The Nasonov (alternatively, Nasanov) pheromone is released by worker bees to orient returning forager bees back to the colony. To broadcast this scent, bees raise their abdomens, which contain the Nasonov glands, and fan their wings vigorously.

Nasonov includes a number of different terpenoids including geraniol, nerolic acid, citral and geranic acid. Bees use these to find the entrance to their colony or hive, and they release them on flowers so other bees know which flowers have nectar. Once the foraging bee leaves the nest it uses its sense from special sensing cells on the antennae to locate and distinguish forage plants, which each give off a unique blend of odour chemicals. When a beekeeper lifts out frames from a hive they disturb the balance of smells within the hive.

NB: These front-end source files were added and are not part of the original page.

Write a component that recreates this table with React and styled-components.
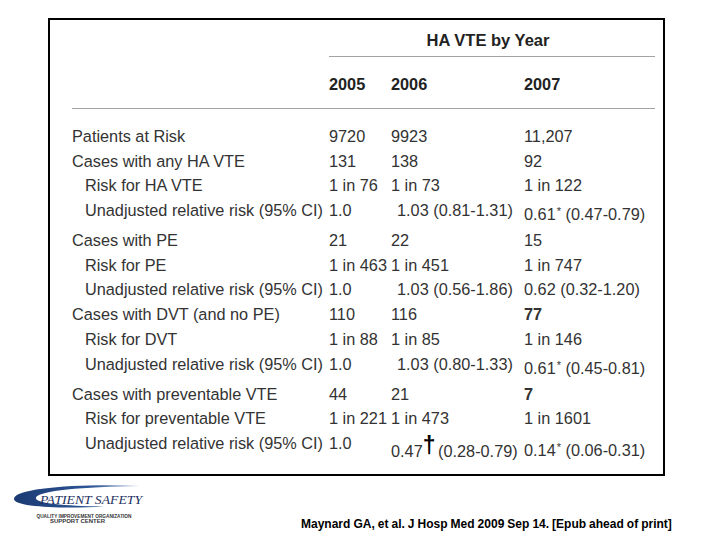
import React from "react";
import styled, { createGlobalStyle } from "styled-components";

const Global = createGlobalStyle`
  html, body {
    margin: 0;
    padding: 0;
    background: #fff;
  }
  * {
    box-sizing: border-box;
  }
`;

const Page = styled.div`
  width: 720px;
  height: 540px;
  padding-top: 18px;
  background: #fff;
  font-family: "Liberation Sans", Arial, sans-serif;
  overflow: hidden;
`;

const Frame = styled.div`
  margin-left: 48px;
  width: 617px;
  height: 458px;
  border: 2px solid #000;
  padding: 10px 8px 0 22px;
`;

const COLS = "257px 62px 133px 1fr";

const TitleRow = styled.div`
  display: grid;
  grid-template-columns: ${COLS};
`;

const Title = styled.div`
  grid-column: 2 / 5;
  text-align: center;
  padding: 0 8px 6px 0;
  border-bottom: 1px solid #a3a3a3;
  font-size: 16.5px;
  line-height: 20px;
  font-weight: bold;
  color: #222;
`;

const YearRow = styled.div`
  display: grid;
  grid-template-columns: ${COLS};
  padding: 16.5px 0 14.5px;
  border-bottom: 1px solid #a3a3a3;
  margin-bottom: 17px;
  font-size: 16.3px;
  line-height: 20px;
  font-weight: bold;
  color: #222;
`;

const Row = styled.div`
  display: grid;
  grid-template-columns: ${COLS};
  align-items: start;
  height: ${(p) => (p.$tall ? 30 : 24.7)}px;
  font-size: 16.3px;
  line-height: 20px;
  color: #333;
  white-space: nowrap;
`;

const Label = styled.span`
  padding-left: ${(p) => (p.$sub ? 13 : 0)}px;
`;

const Cell = styled.span`
  padding-top: ${(p) => p.$drop || 0}px;
  padding-left: ${(p) => p.$indent || 0}px;
  font-weight: ${(p) => (p.$strong ? "bold" : "normal")};
`;

const Star = styled.span`
  font-size: 11px;
  vertical-align: 5px;
  line-height: 0;
  margin-left: 1px;
`;

const Dagger = styled.span`
  font-size: 23px;
  font-weight: bold;
  color: #000;
  line-height: 0;
  vertical-align: 4px;
  margin-right: -2px;
`;

const Footer = styled.div`
  display: flex;
  align-items: flex-start;
`;

const Logo = styled.svg`
  display: block;
  margin: 8px 0 0 12px;
  flex: none;
`;

const Citation = styled.div`
  margin: 41px 0 0 154px;
  font-size: 12px;
  line-height: 14px;
  font-weight: bold;
  word-spacing: -0.3px;
  color: #000;
  white-space: nowrap;
`;

const star = (v, ci) => (
  <>
    {v}
    <Star>*</Star> {ci}
  </>
);

const rows = [
  { label: "Patients at Risk", c: ["9720", "9923", "11,207"] },
  { label: "Cases with any HA VTE", c: ["131", "138", "92"] },
  { label: "Risk for HA VTE", sub: true, c: ["1 in 76", "1 in 73", "1 in 122"] },
  {
    label: "Unadjusted relative risk (95% CI)",
    sub: true,
    tall: true,
    c: ["1.0", "1.03 (0.81-1.31)", star("0.61", "(0.47-0.79)")],
    indent: [0, 6, 0],
    drop: [0, 0, 4],
  },
  { label: "Cases with PE", c: ["21", "22", "15"] },
  { label: "Risk for PE", sub: true, c: ["1 in 463", "1 in 451", "1 in 747"] },
  {
    label: "Unadjusted relative risk (95% CI)",
    sub: true,
    c: ["1.0", "1.03 (0.56-1.86)", "0.62 (0.32-1.20)"],
    indent: [0, 6, 0],
  },
  { label: "Cases with DVT (and no PE)", c: ["110", "116", "77"], strong: 2 },
  { label: "Risk for DVT", sub: true, c: ["1 in 88", "1 in 85", "1 in 146"] },
  {
    label: "Unadjusted relative risk (95% CI)",
    sub: true,
    tall: true,
    c: ["1.0", "1.03 (0.80-1.33)", star("0.61", "(0.45-0.81)")],
    indent: [0, 6, 0],
    drop: [0, 0, 4],
  },
  { label: "Cases with preventable VTE", c: ["44", "21", "7"], strong: 2 },
  { label: "Risk for preventable VTE", sub: true, c: ["1 in 221", "1 in 473", "1 in 1601"] },
  {
    label: "Unadjusted relative risk (95% CI)",
    sub: true,
    c: [
      "1.0",
      <>
        0.47<Dagger>†</Dagger> (0.28-0.79)
      </>,
      star("0.14", "(0.06-0.31)"),
    ],
    drop: [0, 8, 7],
  },
];

const PatientSafetyLogo = () => (
  <Logo width="135" height="48" viewBox="0 0 135 48">
    <defs>
      <linearGradient id="swoosh" x1="0" x2="1" y1="0" y2="0">
        <stop offset="0" stopColor="#1b3a73" />
        <stop offset="0.6" stopColor="#2d5595" />
        <stop offset="1" stopColor="#9fb4d4" />
      </linearGradient>
    </defs>
    <path
      d="M128 2 C68 -0.5, 2 4, 2 15 C2 23, 50 25, 92 22.5 C50 22, 22 19.5, 24 13.5 C27 6.5, 70 3, 128 2 Z"
      fill="url(#swoosh)"
    />
    <text
      x="28"
      y="19.5"
      textLength="102"
      lengthAdjust="spacingAndGlyphs"
      fontFamily="'Liberation Serif', serif"
      fontStyle="italic"
      fontSize="13.5"
      fill="#1d2f5e"
    >
      PATIENT SAFETY
    </text>
    <text
      x="72"
      y="34"
      textAnchor="middle"
      textLength="95"
      lengthAdjust="spacingAndGlyphs"
      fontFamily="'Liberation Sans', sans-serif"
      fontWeight="bold"
      fontSize="4.5"
      fill="#333"
    >
      QUALITY IMPROVEMENT ORGANIZATION
    </text>
    <text
      x="65.5"
      y="39"
      textAnchor="middle"
      textLength="55"
      lengthAdjust="spacingAndGlyphs"
      fontFamily="'Liberation Sans', sans-serif"
      fontWeight="bold"
      fontSize="4.5"
      fill="#333"
    >
      SUPPORT CENTER
    </text>
  </Logo>
);

export default function App() {
  return (
    <Page>
      <Global />
      <Frame>
        <TitleRow>
          <Title>HA VTE by Year</Title>
        </TitleRow>
        <YearRow>
          <span />
          <span>2005</span>
          <span>2006</span>
          <span>2007</span>
        </YearRow>
        {rows.map((r, i) => (
          <Row key={i} $tall={r.tall}>
            <Label $sub={r.sub}>{r.label}</Label>
            {r.c.map((v, j) => (
              <Cell
                key={j}
                $drop={r.drop ? r.drop[j] : 0}
                $indent={r.indent ? r.indent[j] : 0}
                $strong={r.strong === j}
              >
                {v}
              </Cell>
            ))}
          </Row>
        ))}
      </Frame>
      <Footer>
        <PatientSafetyLogo />
        <Citation>Maynard GA, et al. J Hosp Med 2009 Sep 14. [Epub ahead of print]</Citation>
      </Footer>
    </Page>
  );
}
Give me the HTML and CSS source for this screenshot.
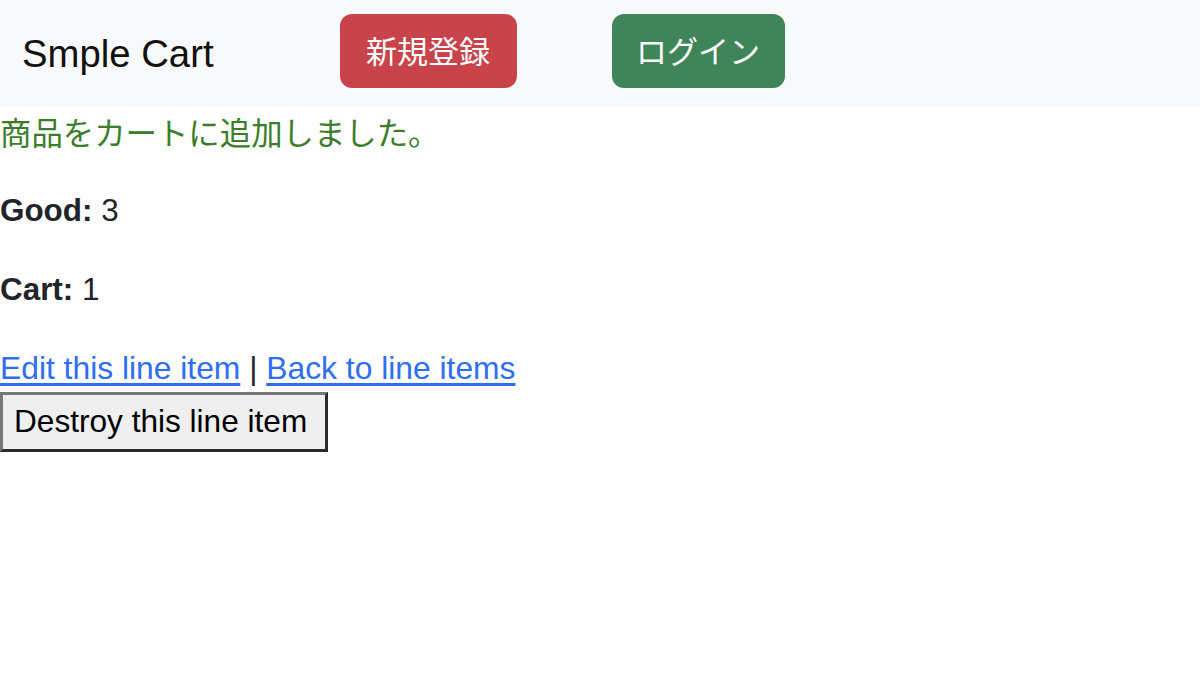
FILE: index.html
```html
<!DOCTYPE html>
<html lang="ja">
<head>
<meta charset="utf-8">
<title>Smple Cart</title>
<link rel="stylesheet" href="styles.css">
</head>
<body>
<nav class="navbar">
  <a class="brand" href="#">Smple Cart</a>
  <a class="btn btn-danger" href="#">新規登録</a>
  <a class="btn btn-success" href="#">ログイン</a>
</nav>
<main class="content">
  <p class="notice">商品をカートに追加しました。</p>
  <p><strong>Good:</strong> 3</p>
  <p><strong>Cart:</strong> 1</p>
  <div class="links"><a href="#">Edit this line item</a> | <a href="#">Back to line items</a></div>
  <form class="destroy-form"><button type="button" class="destroy">Destroy this line item</button></form>
</main>
</body>
</html>
```
FILE: styles.css
```css
html, body {
  margin: 0;
  padding: 0;
  background: #fff;
}
body {
  font-family: "Liberation Sans", "Noto Sans CJK JP", sans-serif;
  font-size: 31.4px;
  line-height: 1.5;
  color: #212529;
}
.navbar {
  display: flex;
  align-items: center;
  height: 107px;
  padding: 0 22px;
  background: #f8f9fa;
  box-sizing: border-box;
}
.brand {
  font-size: 38.3px;
  color: #111;
  text-decoration: none;
  margin-right: 126px;
}
.btn {
  display: inline-flex;
  align-items: center;
  justify-content: center;
  height: 74px;
  padding: 0;
  margin-bottom: 6px;
  box-sizing: border-box;
  border-radius: 12px;
  color: #fff;
  text-decoration: none;
  white-space: nowrap;
  font-size: 31px;
  font-family: "Noto Sans CJK JP", sans-serif;
}
.btn-danger {
  background: #c9434b;
  width: 177px;
  margin-right: 95px;
}
.btn-success {
  background: #40855a;
  width: 173px;
}
.content {
  padding-top: 1px;
}
.content p {
  margin: 0 0 32px;
}
.notice {
  color: #3b7d2b;
  font-family: "Noto Sans CJK JP", sans-serif;
}
.content strong {
  font-weight: bold;
}
.links {
  font-size: 31.8px;
  line-height: 47px;
}
.links a {
  color: #2f6ef0;
  text-decoration: underline;
  text-underline-offset: 4px;
}
.destroy-form {
  margin: 0;
}
.destroy {
  font-family: "Liberation Sans", sans-serif;
  font-size: 31.6px;
  line-height: 1.2;
  color: #000;
  background: #efefef;
  padding: 8px 18px 8px 11px;
  border-width: 3px;
  border-style: solid;
  border-color: #777 #2a2a2a #2a2a2a #777;
  margin: 0;
}
```
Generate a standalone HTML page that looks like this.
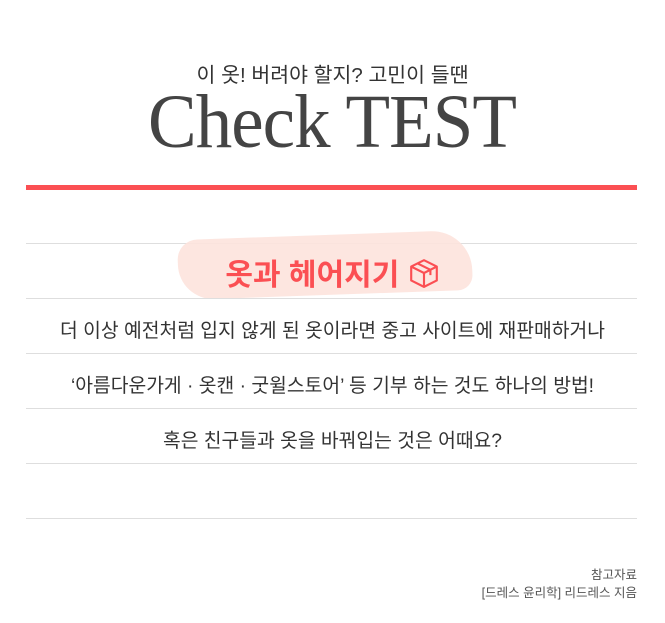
<!DOCTYPE html>
<html><head><meta charset="utf-8"><style>
body{margin:0;width:665px;height:623px;background:#fff;position:relative;overflow:hidden;font-family:"Liberation Sans","Noto Sans CJK KR",sans-serif;color:#333}
.a{position:absolute}
.sub{left:0;width:665px;top:58px;text-align:center;font-size:20.5px;color:#333}
.title{left:148px;top:84px;font-family:"Liberation Serif",serif;font-size:76px;line-height:1;color:#444;letter-spacing:-1px;white-space:nowrap;transform-origin:left top;transform:scaleX(0.96);}
.bar{left:26px;top:185px;width:611px;height:5px;background:#fb4f53}
.line{left:26px;width:611px;height:1px;background:#dedede}
.t{left:0;width:665px;text-align:center;font-size:19.3px;color:#333}
.brush{left:178px;top:235px;width:294px;height:60px;background:#fde3dd;border-radius:20px 40px 15px 35px;transform:rotate(-2deg);opacity:.9}
.head{left:0;width:665px;top:250px;text-align:center;font-size:30px;font-weight:bold;color:#fb4f53}
.ref{right:28px;text-align:right;font-size:12.5px;color:#555}
</style></head><body>
<div class="a sub">이 옷! 버려야 할지? 고민이 들땐</div>
<div class="a title">Check TEST</div>
<div class="a bar"></div>
<div class="a line" style="top:243px"></div>
<div class="a brush"></div>
<div class="a head">옷과 헤어지기 <svg width="32" height="32" viewBox="0 0 30 30" style="vertical-align:-4px" fill="none" stroke="#fb4f53" stroke-width="2" stroke-linejoin="round"><path d="M15 3 L27 9 L27 22 L15 28 L3 22 L3 9 Z M3 9 L15 15 L27 9 M15 15 L15 28 M9 6 L21 12 L21 17"/></svg></div>
<div class="a line" style="top:298px"></div>
<div class="a t" style="top:315px">더 이상 예전처럼 입지 않게 된 옷이라면 중고 사이트에 재판매하거나</div>
<div class="a line" style="top:353px"></div>
<div class="a t" style="top:370px">‘아름다운가게 · 옷캔 · 굿윌스토어’ 등 기부 하는 것도 하나의 방법!</div>
<div class="a line" style="top:408px"></div>
<div class="a t" style="top:425px">혹은 친구들과 옷을 바꿔입는 것은 어때요?</div>
<div class="a line" style="top:463px"></div>
<div class="a line" style="top:518px"></div>
<div class="a ref" style="top:564px">참고자료</div>
<div class="a ref" style="top:582px">[드레스 윤리학] 리드레스 지음</div>
</body></html>
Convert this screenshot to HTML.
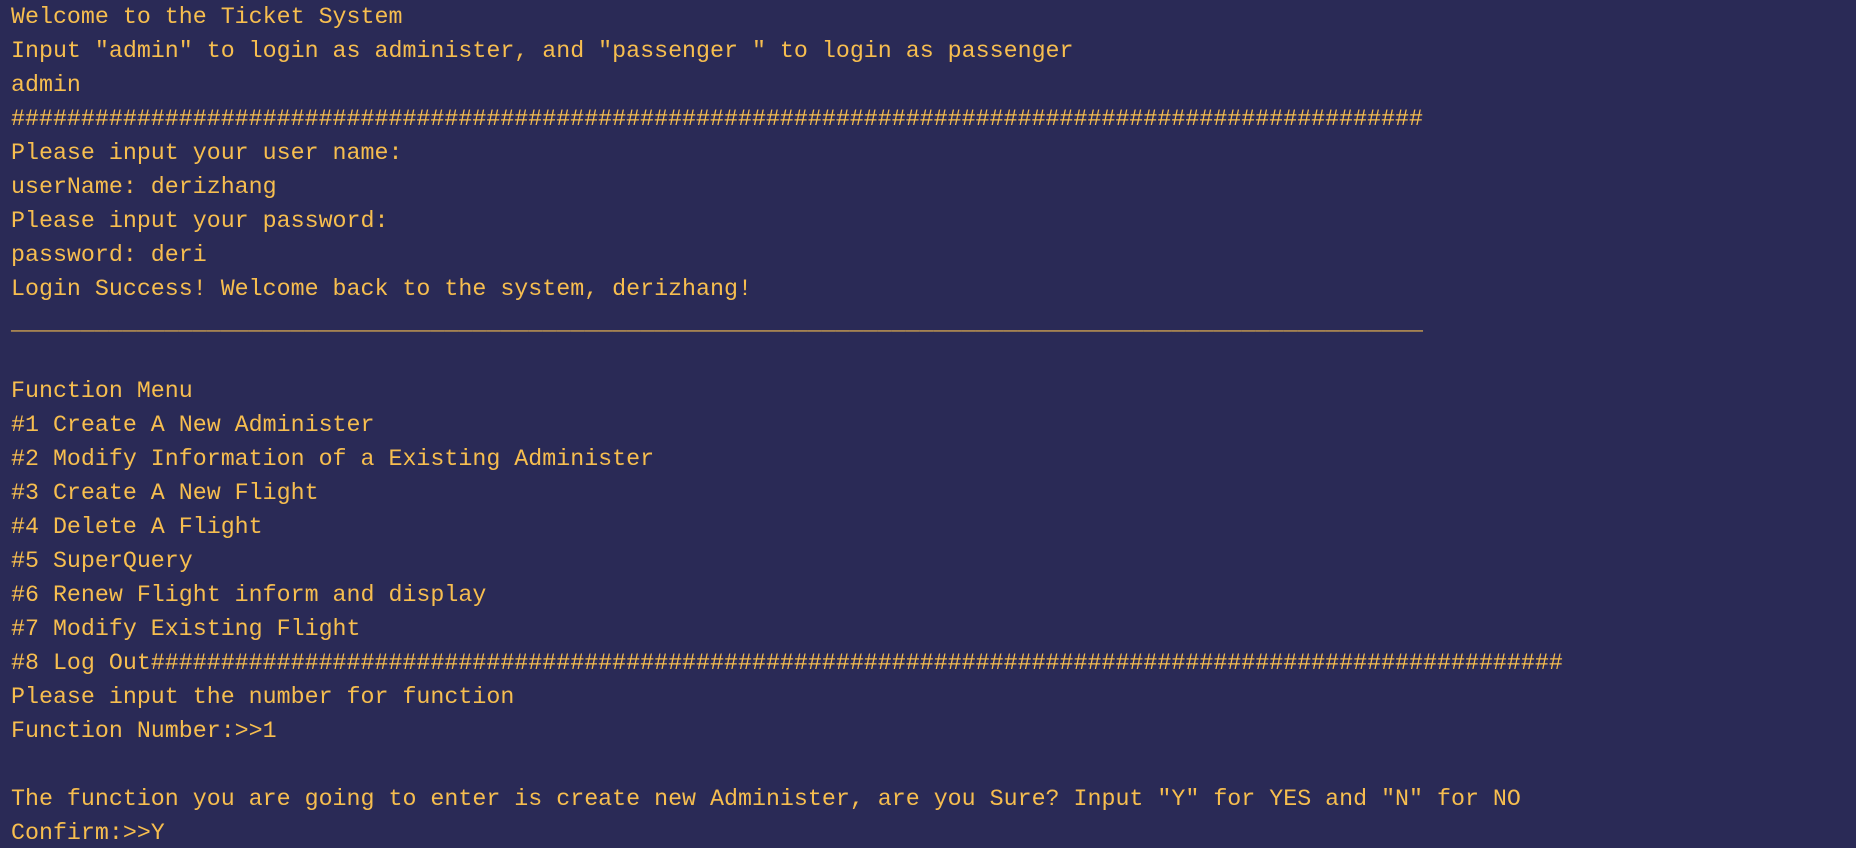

It can take up to 48 hours for the colony to re-establish its scent equilibrium.

A synthetically produced Nasonov pheromone can be used to attract a honey bee swarm to an unoccupied hive or a swarm-catching box. Synthetically produced Nasonov consists of citral and geraniol in a 2:1 ratio.

The Nasonov gland was first described in 1882 by the Russian zoologist Nikolai Viktorovich Nasonov. Nasonov thought that the gland performed perspiration; it was Frederick William Lambert Sladen (May 30, 1876 - 1921) of England who in 1901 first proposed that the gland produced a pheromone.